> MATERIAL FOR THE TASK
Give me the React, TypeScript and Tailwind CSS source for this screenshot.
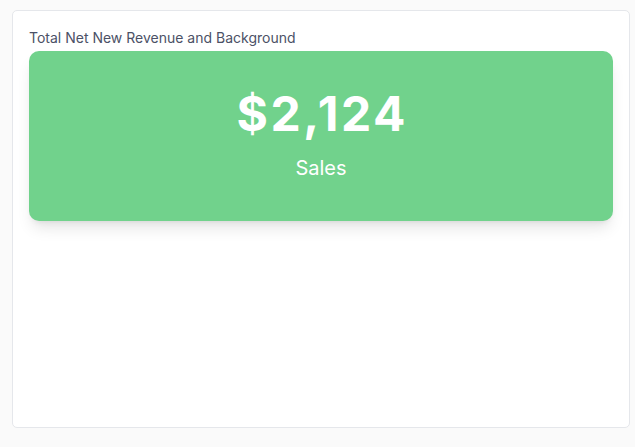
export default function App() {
  return (
    <div
      className="min-h-screen bg-[#fafafa] pl-3 pt-[10px]"
      style={{ fontFamily: "Inter, 'Liberation Sans', sans-serif" }}
    >
      {/* Widget card */}
      <div className="w-[618px] h-[418px] bg-white border border-[#e5e7eb] rounded-[5px] px-4 pt-[17px]">
        <h3 className="text-sm leading-5 text-[#4b5166] mb-[3px]">
          Total Net New Revenue and Background
        </h3>

        {/* KPI tile */}
        <div className="h-[170px] rounded-[10px] bg-[#71d28c] shadow-[0_10px_15px_-3px_rgba(0,0,0,0.1),0_4px_6px_-4px_rgba(0,0,0,0.1)] flex flex-col items-center justify-center gap-4 text-white">
          <div className="text-5xl leading-[48px] font-bold tracking-[2.6px] pl-[2.6px]">$2,124</div>
          <div className="text-xl leading-7">Sales</div>
        </div>
      </div>
    </div>
  );
}
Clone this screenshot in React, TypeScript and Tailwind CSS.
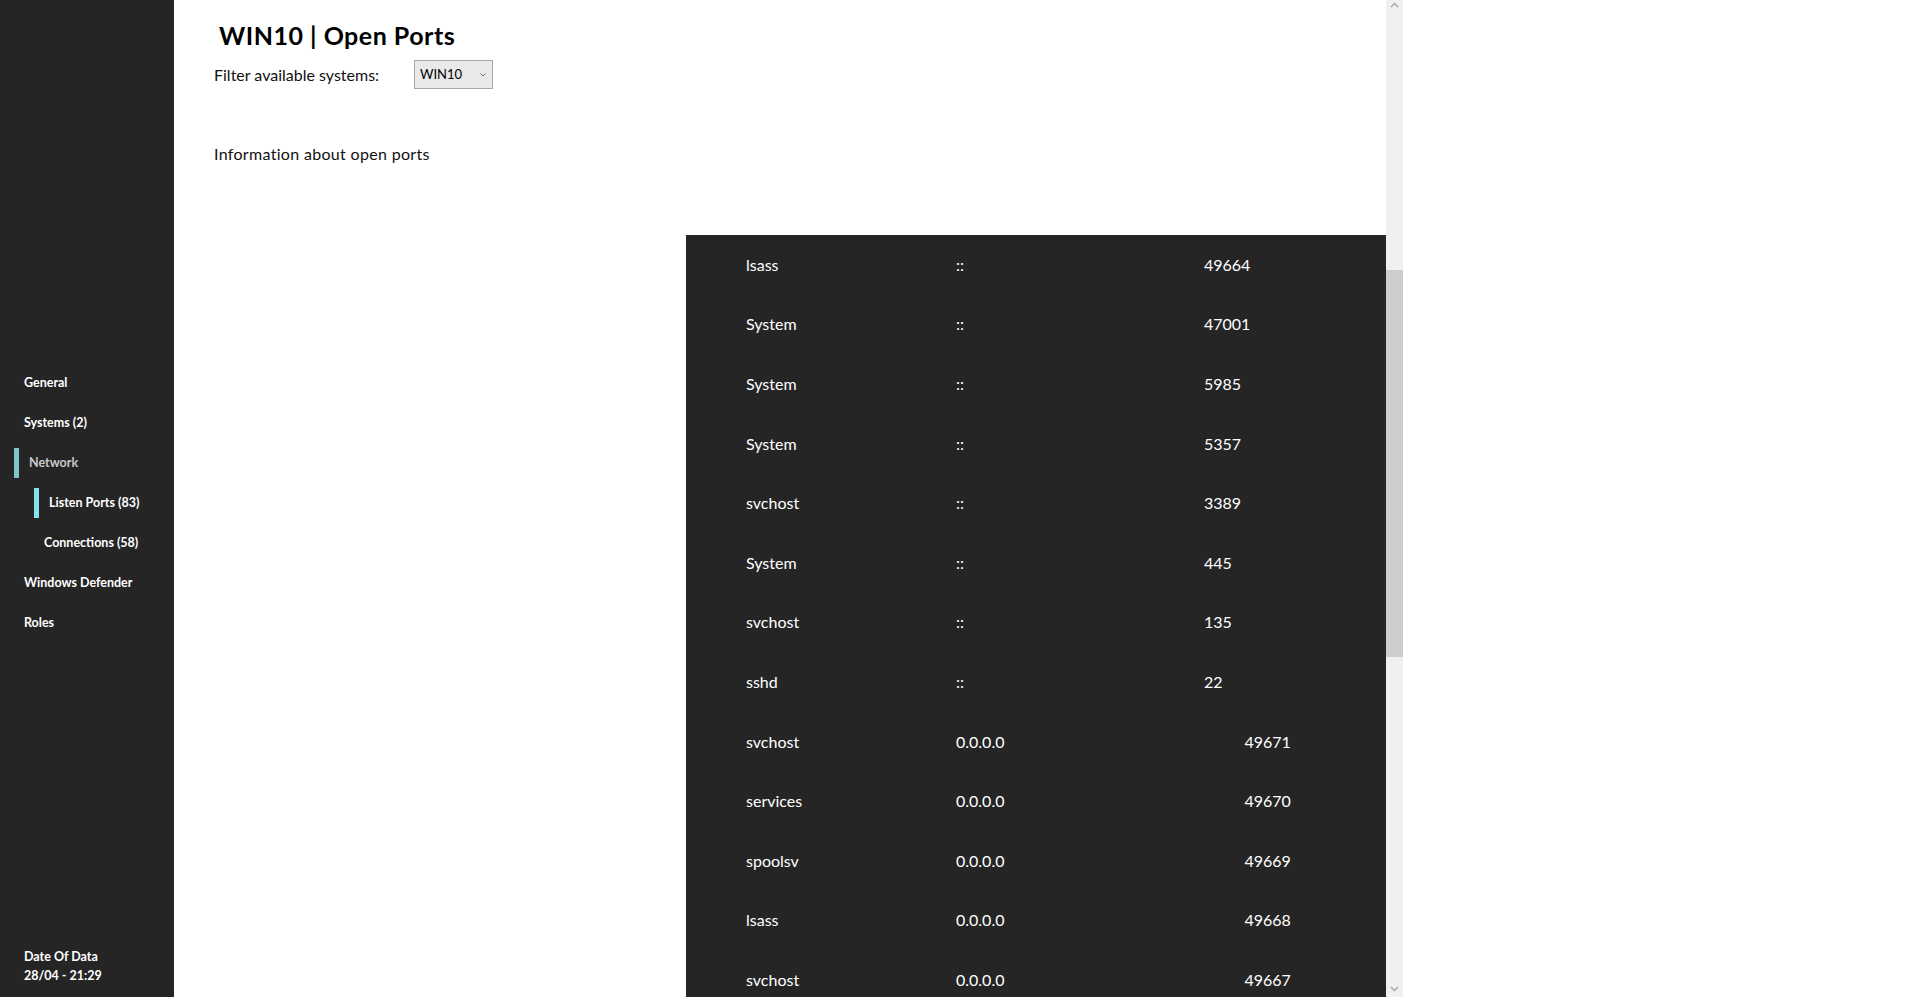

> SET TASK
In this exercise, set down all of the data exactly, without the pictures.

> REPLY TO THE EXERCISE
Give me the React, TypeScript and Tailwind CSS source for this screenshot.
export default function App() {
  return (
    <div
      className="min-h-screen bg-[#fafafa] pl-3 pt-[10px]"
      style={{ fontFamily: "Inter, 'Liberation Sans', sans-serif" }}
    >
      {/* Widget card */}
      <div className="w-[618px] h-[418px] bg-white border border-[#e5e7eb] rounded-[5px] px-4 pt-[17px]">
        <h3 className="text-sm leading-5 text-[#4b5166] mb-[3px]">
          Total Net New Revenue and Background
        </h3>

        {/* KPI tile */}
        <div className="h-[170px] rounded-[10px] bg-[#71d28c] shadow-[0_10px_15px_-3px_rgba(0,0,0,0.1),0_4px_6px_-4px_rgba(0,0,0,0.1)] flex flex-col items-center justify-center gap-4 text-white">
          <div className="text-5xl leading-[48px] font-bold tracking-[2.6px] pl-[2.6px]">$2,124</div>
          <div className="text-xl leading-7">Sales</div>
        </div>
      </div>
    </div>
  );
}
Clone this screenshot in React, TypeScript and Tailwind CSS.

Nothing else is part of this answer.